Removing blank audio in front of songs

While trying to remix a song in FL studio I realized that the tempo always felt delayed. I had synced the bpm so that wasn’t the issue it was with the original track itself. I put the audio into audacity to attempt to fix this issue. Realizing I had to remove the annoying .30 to .90 millisecond silence at the start. I get audacity for adding this for finished tracks and podcasts. However, when trying to sync songs and add instruments, .01 millisecond silence could make the whole song sound off. I highlighted the selected silence as best I could and saved the file. Still, a very noticeable delay when exporting to FL studio. It seems like even after manually cutting (getting the blank audio down to at most .10), a silence of around .40 milliseconds remained in the track upon saving. This means audacity itself was automatically, without request, adding its own silence to the track. :question: I tried adding truncate silence but that wouldn’t have worked even if it did haha. It must have a minimum duration value of .5 and I need 0.000. There are no Reddit posts or youtube videos that address this issue I don’t understand. It is impossible to remix any song with audacity doing this…Every time I try to search for this issue on the forum, the site crashes. This whole thing has made me so aggravated. It’s such a simple issue. Yet the solution is impossible to find. Any response would be so so helpful. I get this was not purposely done to send its users wasting their weekend trying to get rid of milliseconds in an audio clip. I’m sure I will feel like an idiot when the answer becomes apparent. :laughing:

I’ll bet you’re exporting as MP3 (or another lossy format). Added silence to the beginning and end is a characteristic of MP3. Try exporting as WAV. You really shouldn’t be doing production in a lossy format anyway. If you want MP3, save/export as MP3 as the final step.
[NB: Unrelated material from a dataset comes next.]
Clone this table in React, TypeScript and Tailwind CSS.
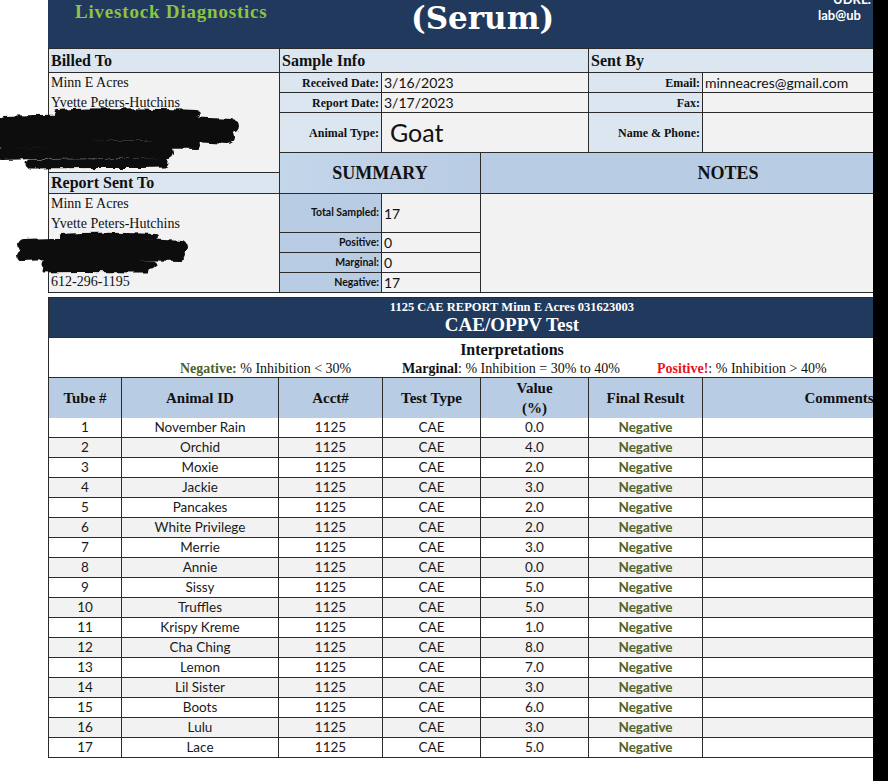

I got the audio from youtube, which only allows MP3 files. Is there another way to get the original audio as a WAV? I’m guessing if the original audio isn’t WAV then converting it to WAV wouldn’t add the quality back to the file. Thanks for the help I appreciate it.

You’re correct. Converting to WAV will not add the quality back, but it will allow you to trim off the leading silence.

Youtube offers other formats besides MP3 which may be more suitable, such as Opus. Opus is a more modern codec (and is currently one of the best available) that doesn’t have the sort of issues that MP3 does. (Of course, if the video was originally uploaded with mid- or low-quality MP3 audio, the Opus versions may actually sound worse than MP3 due to the conversion between two vastly different formats.)